Other community partners working with the food pantry include Crow Wing Energized, the Initiative Foundation, Brainerd Lions Club and Sourcewell.
CLC alumnus Cody Caughey is working under a grant from Sourcewell right now to reach out to organizations willing to donate goods or offer grants to the pantry.
While attending CLC, Caughey worked at the shelf under Heppner and occasionally made use of it himself as well.
“To have a resource like that as a student is a huge thing,” he said, noting he and other students didn’t always have healthy, budget-friendly eating options otherwise.
“I’ve seen so many students come in who don’t have anything,” he said. “They live out of their cars, they’re trying to feed their baby, stuff like that. It’s a good resource to have.”
Student Leon Lyttle described the food pantry as a lifesaver that helps lessen the financial burden for students.
“They can grab something to eat for the day, or they can grab a couple things to bring home,” he said, noting he sees the benefits, not only as a student, but as a member of Student Life who works at the pantry as well.
Athletes tend to use the pantry a lot, Lyttle said, both during the school year and the summer when they’re on campus for games and practices.

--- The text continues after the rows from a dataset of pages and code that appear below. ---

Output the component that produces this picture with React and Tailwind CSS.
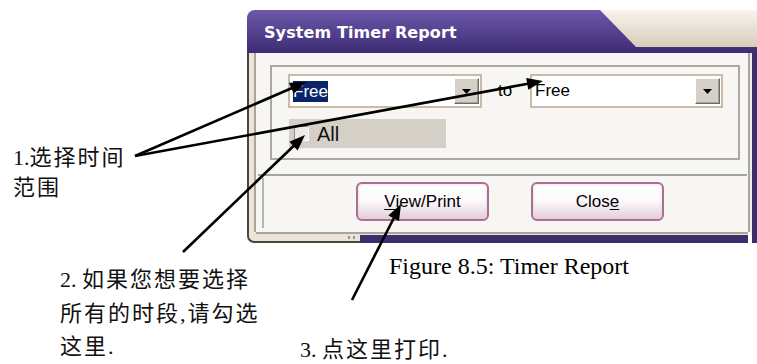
const arrows = [
  [135, 156, 306, 82],
  [135, 156, 543, 81],
  [183, 252, 305, 135],
  [352, 300, 401, 204],
]

function Arrow({ x1, y1, x2, y2 }) {
  const len = Math.hypot(x2 - x1, y2 - y1)
  const ux = (x2 - x1) / len
  const uy = (y2 - y1) / len
  const bx = x2 - ux * 16
  const by = y2 - uy * 16
  const pts = `${x2},${y2} ${bx - uy * 6},${by + ux * 6} ${bx + uy * 6},${by - ux * 6}`
  return (
    <g>
      <line x1={x1} y1={y1} x2={bx + ux * 2} y2={by + uy * 2} stroke="#000" strokeWidth={2.6} />
      <polygon points={pts} fill="#000" />
    </g>
  )
}

function DropButton() {
  return (
    <div className="ml-auto mr-[1px] w-[25px] h-[26px] bg-[#d4d0c8] border border-t-white border-l-white border-r-[#6a6a6a] border-b-[#6a6a6a] shadow-[inset_-1px_-1px_0_#a5a29b] flex items-center justify-center">
      <svg width="9" height="5" viewBox="0 0 9 5">
        <path d="M0 0h9L4.5 5z" fill="#000" />
      </svg>
    </div>
  )
}

function WinButton({ children }) {
  return (
    <div className="w-[133px] h-[39px] rounded-[6px] border-2 border-[#a87092] bg-linear-to-b from-white via-[#fbf8fa] to-[#e4ccd9] shadow-[inset_0_0_3px_#e6d0dc] flex items-center justify-center text-[17px] text-black">
      {children}
    </div>
  )
}

export default function App() {
  return (
    <div className="relative w-[757px] h-[364px] overflow-hidden bg-white pt-[10px] font-['Liberation_Sans',Arial,sans-serif]">
      {/* window */}
      <div className="ml-[247px] w-[510px]">
        <div className="h-[43px] rounded-tl-[8px] overflow-hidden bg-linear-to-b from-[#f7f4ee] to-[#d5c7b1]">
          <div className="h-full bg-linear-to-b from-[#6d58ab] to-[#3d2c74] [clip-path:polygon(0_0,353px_0,389px_37px,100%_37px,100%_100%,0_100%)] pl-[17px] pt-[15px]">
            <div className="font-['DejaVu_Sans',sans-serif] font-bold text-[16px] leading-[16px] tracking-[0.1px] text-white">
              System Timer Report
            </div>
          </div>
        </div>

        <div className="flex">
          <div className="w-[9px] h-[190px] rounded-bl-[7px] border-l-2 border-b-2 border-[#4b453c] bg-[#ebe5d8]">
            <div className="ml-[5px] w-[2px] h-[179px] bg-[#aaa59b]" />
          </div>

          <div className="w-[492px] flex flex-col">
            <div className="h-[179px] bg-[#f7f6f2] flex flex-col">
              <div className="ml-[14px] mt-[12px] w-[470px] h-[95px] border-2 border-[#a9a8a3] pl-[16px] pt-[7px]">
                <div className="flex items-center">
                  <div className="w-[194px] h-[34px] border-2 border-[#c9bba7] bg-white flex items-center">
                    <span className="ml-[3px] h-[21px] leading-[21px] bg-[#0a246a] text-white text-[17px]">Free</span>
                    <DropButton />
                  </div>
                  <div className="w-[48px] pl-[16px] text-[17px]">to</div>
                  <div className="w-[193px] h-[34px] border-2 border-[#c9bba7] bg-white flex items-center">
                    <span className="ml-[3px] text-[17px]">Free</span>
                    <DropButton />
                  </div>
                </div>
                <div className="mt-[11px] ml-[1px] w-[157px] h-[29px] bg-[#d4d0c8] flex items-center pl-[5px]">
                  <div className="w-[15px] h-[15px] border border-[#8c8a85] border-r-white border-b-white bg-[#ecebe6]" />
                  <span className="ml-[8px] text-[20px] leading-[20px] text-[#111]">All</span>
                </div>
              </div>

              <div className="mt-[14px] ml-[2px] mr-[1px] flex-1 border-t-2 border-[#a4a4a4] flex">
                <div className="ml-[4px] mt-[2px] w-[2px] h-[50px] bg-[#b5b5b5]" />
                <div className="ml-[92px] mt-[6px] flex gap-[42px]">
                  <WinButton>
                    <span className="underline underline-offset-2">V</span>iew/Print
                  </WinButton>
                  <WinButton>
                    Clos<span className="underline underline-offset-2">e</span>
                  </WinButton>
                </div>
              </div>
            </div>

            <div className="h-[11px] flex flex-col">
              <div className="h-[2px] bg-[#aaa59b]" />
              <div className="flex flex-1">
                <div className="w-[104px] bg-[#ebe5d8] border-b-2 border-[#4b453c] flex items-center justify-end pr-[5px] gap-[3px]">
                  <span className="w-[2px] h-[3px] bg-[#8e8fb4]" />
                  <span className="w-[2px] h-[3px] bg-[#8e8fb4]" />
                </div>
                <div className="flex-1 flex flex-col">
                  <div className="h-[1px] bg-[#ebe5d8]" />
                  <div className="flex-1 bg-[#3c2e6c]" />
                </div>
              </div>
            </div>
          </div>

          <div className="w-[9px] h-[190px] flex">
            <div className="w-[2px] h-[179px] bg-[#a8a8a8]" />
            <div className="w-[2px] h-[182px] bg-[#efece6]" />
            <div className="flex-1 bg-[#3c2e6c]" />
          </div>
        </div>
      </div>

      {/* caption */}
      <div className="ml-[389px] mt-[9px] font-['Liberation_Serif','Times_New_Roman',serif] text-[24px] leading-[28px] text-black">
        Figure 8.5: Timer Report
      </div>

      {/* annotations */}
      <div className="absolute left-[13px] top-[143px] font-['Liberation_Serif','Noto_Sans_CJK_SC',serif] text-[22px] leading-[30px] text-[#111]">
        1.<span className="tracking-[2px]">选择时间</span>
        <br />
        <span className="tracking-[2px]">范围</span>
      </div>
      <div className="absolute left-[60px] top-[263px] font-['Liberation_Serif','Noto_Sans_CJK_SC',serif] text-[22px] leading-[33.5px] text-[#111]">
        2. <span className="tracking-[2px]">如果您想要选择</span>
        <br />
        <span className="tracking-[2px]">所有的时段,请勾选</span>
        <br />
        <span className="tracking-[2px]">这里.</span>
      </div>
      <div className="absolute left-[300px] top-[335px] font-['Liberation_Serif','Noto_Sans_CJK_SC',serif] text-[22px] leading-[30px] text-[#111]">
        3. <span className="tracking-[2px]">点这里打印.</span>
      </div>

      <svg className="absolute inset-0 pointer-events-none" width="757" height="364">
        {arrows.map(([x1, y1, x2, y2], i) => (
          <Arrow key={i} x1={x1} y1={y1} x2={x2} y2={y2} />
        ))}
      </svg>
    </div>
  )
}
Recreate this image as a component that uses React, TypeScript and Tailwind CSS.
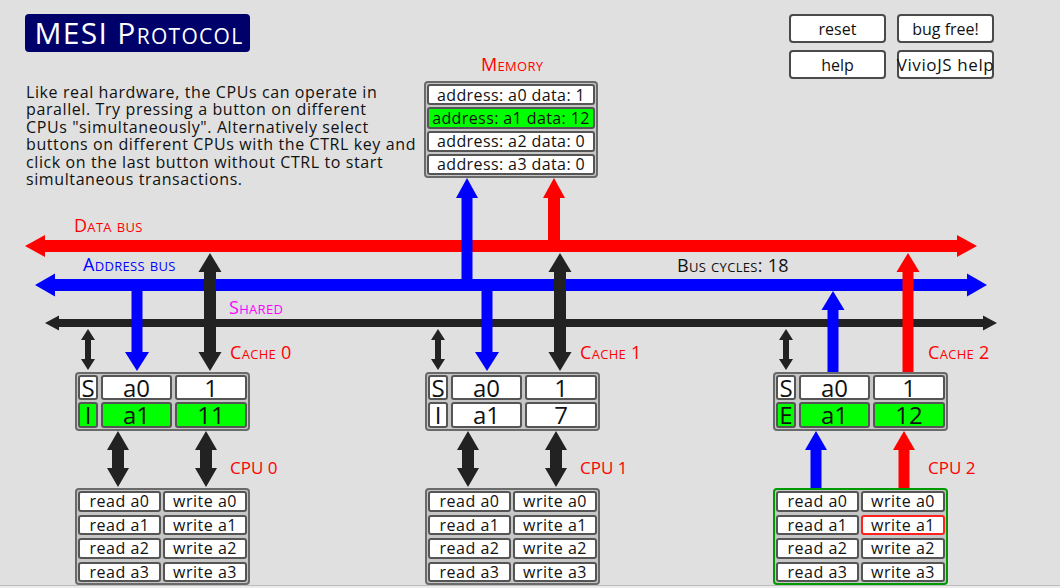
import React from "react";

type Pt = [number, number];
const pts = (p: Pt[]) => p.map(([x, y]) => `${x},${y}`).join(" ");

function hArrow(x1: number, x2: number, yc: number, t: number, hh: number, hl: number): string {
  return pts([
    [x1, yc], [x1 + hl, yc - hh], [x1 + hl, yc - t / 2], [x2 - hl, yc - t / 2], [x2 - hl, yc - hh],
    [x2, yc], [x2 - hl, yc + hh], [x2 - hl, yc + t / 2], [x1 + hl, yc + t / 2], [x1 + hl, yc + hh],
  ]);
}

// vertical arrow from ya (top) to yb (bottom); heads on top and/or bottom
function vArrow(x: number, ya: number, yb: number, t: number, hw: number, hl: number, top: boolean, bottom: boolean): string {
  const p: Pt[] = [];
  if (top) {
    p.push([x, ya], [x + hw, ya + hl], [x + t / 2, ya + hl]);
  } else {
    p.push([x + t / 2, ya]);
  }
  if (bottom) {
    p.push([x + t / 2, yb - hl], [x + hw, yb - hl], [x, yb], [x - hw, yb - hl], [x - t / 2, yb - hl]);
  } else {
    p.push([x + t / 2, yb], [x - t / 2, yb]);
  }
  if (top) {
    p.push([x - t / 2, ya + hl], [x - hw, ya + hl]);
  } else {
    p.push([x - t / 2, ya]);
  }
  return pts(p);
}

const RED = "#ff0000";
const BLUE = "#0000ff";
const BLK = "#222222";

function Diagram() {
  const cacheOffsets = [0, 350];
  return (
    <svg className="absolute left-0 top-0" width={1060} height={588} viewBox="0 0 1060 588">
      {/* buses */}
      <polygon points={hArrow(25, 977, 246, 12, 11, 20)} fill={RED} />
      <polygon points={hArrow(35, 987, 285, 12, 11.5, 20)} fill={BLUE} />
      <polygon points={hArrow(45, 997, 323, 8, 7.5, 14)} fill={BLK} />
      {/* memory connections */}
      <polygon points={vArrow(467, 178, 281, 11, 11, 20, true, false)} fill={BLUE} />
      <polygon points={vArrow(554, 178, 241, 12, 11, 20, true, false)} fill={RED} />
      {cacheOffsets.map((o) => (
        <g key={o}>
          <polygon points={vArrow(88 + o, 329, 370, 6, 7, 11, true, true)} fill={BLK} />
          <polygon points={vArrow(137 + o, 290, 371, 11, 12, 19, false, true)} fill={BLUE} />
          <polygon points={vArrow(210 + o, 253, 371, 12, 11.5, 19, true, true)} fill={BLK} />
          <polygon points={vArrow(118 + o, 431, 487, 12, 11, 19, true, true)} fill={BLK} />
          <polygon points={vArrow(206 + o, 431, 487, 12, 11, 19, true, true)} fill={BLK} />
        </g>
      ))}
      {/* cache 2 */}
      <polygon points={vArrow(786, 329, 370, 6, 7, 11, true, true)} fill={BLK} />
      <polygon points={vArrow(833, 291, 373, 11, 11.5, 19, true, false)} fill={BLUE} />
      <polygon points={vArrow(908, 253, 373, 11, 11.5, 19, true, false)} fill={RED} />
      <polygon points={vArrow(816, 431, 489, 11, 11, 19, true, false)} fill={BLUE} />
      <polygon points={vArrow(904, 431, 489, 11, 11, 19, true, false)} fill={RED} />
    </svg>
  );
}

function Cell({ children, green, red }: { children: React.ReactNode; green?: boolean; red?: boolean }) {
  return (
    <div
      className={
        "flex items-center justify-center whitespace-nowrap rounded-[3px] border-2 leading-none " +
        (green ? "bg-[#00ff00] " : "bg-white ") +
        (red ? "border-[#ff2020]" : "border-[#555555]")
      }
    >
      {children}
    </div>
  );
}

type Line = { s: string; a: string; d: string; g?: boolean };

function CacheBox({ rows }: { rows: Line[] }) {
  return (
    <div className="mt-[11px] h-[59px] w-[175px] rounded-[4px] border-2 border-[#6a6a6a] bg-[#c6c6c6] p-px">
      <div className="grid h-full grid-cols-[20px_71px_72px] grid-rows-[25px_26px] gap-x-[3px] gap-y-[2px] text-[24px] text-[#111]">
        {rows.map((r, i) => (
          <React.Fragment key={i}>
            <Cell green={r.g}>{r.s}</Cell>
            <Cell green={r.g}>{r.a}</Cell>
            <Cell green={r.g}>{r.d}</Cell>
          </React.Fragment>
        ))}
      </div>
    </div>
  );
}

function CpuBox({ active, redCell }: { active?: boolean; redCell?: number }) {
  const items: string[] = [];
  for (let i = 0; i < 4; i++) {
    items.push(`read a${i}`, `write a${i}`);
  }
  return (
    <div
      className={
        "mt-[12px] h-[97px] w-[175px] rounded-[4px] border-2 bg-[#c6c6c6] p-px " +
        (active ? "border-[#009a00]" : "border-[#6a6a6a]")
      }
    >
      <div className="grid h-full grid-cols-[83px_84px] grid-rows-4 gap-x-[2px] gap-y-[3px] text-[16px] tracking-[0.5px] text-[#111]">
        {items.map((t, i) => (
          <Cell key={t} red={redCell === i}>
            {t}
          </Cell>
        ))}
      </div>
    </div>
  );
}

function Processor({ n, left, rows, active, redCell }: { n: number; left: number; rows: Line[]; active?: boolean; redCell?: number }) {
  return (
    <div className="absolute top-[343px] flex flex-col items-start" style={{ left }}>
      <div className="ml-[155px] h-[18px] whitespace-nowrap text-[18px] leading-none tracking-[0.3px] text-[#ff0000] [font-variant:small-caps]">
        Cache {n}
      </div>
      <CacheBox rows={rows} />
      <div className="ml-[155px] mt-[28px] h-[17px] whitespace-nowrap text-[17px] leading-none text-[#ff0000]">
        CPU {n}
      </div>
      <CpuBox active={active} redCell={redCell} />
    </div>
  );
}

const label = "absolute text-[18px] leading-none tracking-[0.3px] [font-variant:small-caps] whitespace-nowrap";

export default function App() {
  return (
    <div
      className="relative h-[588px] w-[1060px] overflow-hidden bg-[#e0e0e0] text-[#111]"
      style={{ fontFamily: "'Open Sans', 'Noto Sans', sans-serif" }}
    >
      {/* bottom strip */}
      <div className="absolute left-0 top-[585px] h-[3px] w-full border-t border-[#bcbcbc] bg-[#ececec]" />

      {/* header */}
      <div className="flex justify-between pl-[25px] pr-[66px] pt-[14px]">
        <div className="flex flex-col items-start">
          <div className="flex h-[38px] w-[225px] items-center justify-center rounded-[4px] bg-[#00006b] pl-[3px] text-[30px] leading-none tracking-[1.3px] text-white [font-variant:small-caps]">
            MESI Protocol
          </div>
          <p className="mt-[32px] whitespace-nowrap pl-px text-[16px] leading-[17.4px] tracking-[0.6px] text-[#111]">
            Like real hardware, the CPUs can operate in
            <br />
            parallel. Try pressing a button on different
            <br />
            CPUs "simultaneously". Alternatively select
            <br />
            buttons on different CPUs with the CTRL key and
            <br />
            click on the last button without CTRL to start
            <br />
            simultaneous transactions.
          </p>
        </div>
        <div className="grid grid-cols-[97px_97px] grid-rows-[29px_29px] gap-x-[11px] gap-y-[7px] text-[16px]">
          {["reset", "bug free!", "help", "VivioJS help"].map((b) => (
            <div
              key={b}
              className={
                "flex items-center justify-center whitespace-nowrap rounded-[4px] border-2 border-[#4a4a4a] bg-white leading-none text-[#111] " +
                (b === "VivioJS help" ? "text-[17px] tracking-[0.6px]" : "")
              }
            >
              {b}
            </div>
          ))}
        </div>
      </div>

      <Diagram />

      {/* memory */}
      <div className={label + " left-[481px] top-[55px] text-[#ff0000]"}>Memory</div>
      <div className="absolute left-[424px] top-[81px] h-[97px] w-[174px] rounded-[4px] border-2 border-[#6a6a6a] bg-[#c6c6c6] p-px">
        <div className="grid h-full grid-rows-4 gap-y-[2px] text-[16px] tracking-[0.4px] text-[#111]">
          <Cell>address: a0 data: 1</Cell>
          <Cell green>address: a1 data: 12</Cell>
          <Cell>address: a2 data: 0</Cell>
          <Cell>address: a3 data: 0</Cell>
        </div>
      </div>

      {/* bus labels */}
      <div className={label + " left-[74px] top-[216px] text-[#ff0000]"}>Data bus</div>
      <div className={label + " left-[83px] top-[255px] text-[#0000ff]"}>Address bus</div>
      <div className={label + " left-[229px] top-[298px] text-[#ff00ff]"}>Shared</div>
      <div className={label + " left-[677px] top-[256px] text-[#111]"}>Bus cycles: 18</div>

      <Processor
        n={0}
        left={75}
        rows={[
          { s: "S", a: "a0", d: "1" },
          { s: "I", a: "a1", d: "11", g: true },
        ]}
      />
      <Processor
        n={1}
        left={425}
        rows={[
          { s: "S", a: "a0", d: "1" },
          { s: "I", a: "a1", d: "7" },
        ]}
      />
      <Processor
        n={2}
        left={773}
        active
        redCell={3}
        rows={[
          { s: "S", a: "a0", d: "1" },
          { s: "E", a: "a1", d: "12", g: true },
        ]}
      />
    </div>
  );
}
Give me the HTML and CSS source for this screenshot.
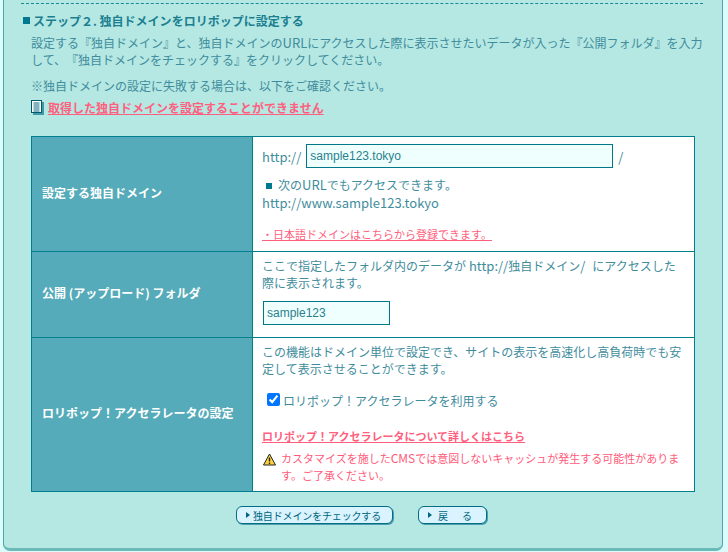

Now an alumna, former CLC basketball player Naomi Lane said she liked the options the food pantry provided when she was on campus all day with morning classes and evening practices and didn’t want to drive the hour home between the two.
“It was a nice easy thing to grab,” she said.
After the 2015 rebranding campaign, not only did donations and usership increase, but Heppner believes the stigma around students using a food shelf, or food pantry in this case, has dramatically decreased. Now, the food pantry is a part of campus culture for so many students.
Students can take a bagful of groceries for the weekend or simply grab a couple items for lunch.
“Because what they’re telling us is that they don’t have money for lunch,” Heppner said. “So we’re feeling good about providing something for them.”
Heppner said he doesn’t really have any regulations with how often students use the food pantry, as long as they’re respectful of others.
“We found that students really kind of police themselves,” he said, noting he has never seen an issue of one or students wiping out the stock, as they seem to recognize and value the community support behind the food pantry.
How to donate
Any food or monetary donations to the CLC food pantry are welcome. Money, however, is preferred, as Heppner said Second Harvest makes it easy to stretch each dollar as far as it can go, and with monetary donations he can shop for the specific foods that are most needed.
All donations can be dropped off at the CLC Welcome Center on both the Brainerd and Staples Campuses, as the Staples Campus has its own version of a food pantry for students as well.
“We have definitely benefited from people wanting to invest in our students and keep them here in our community and keep them healthy,” Heppner said.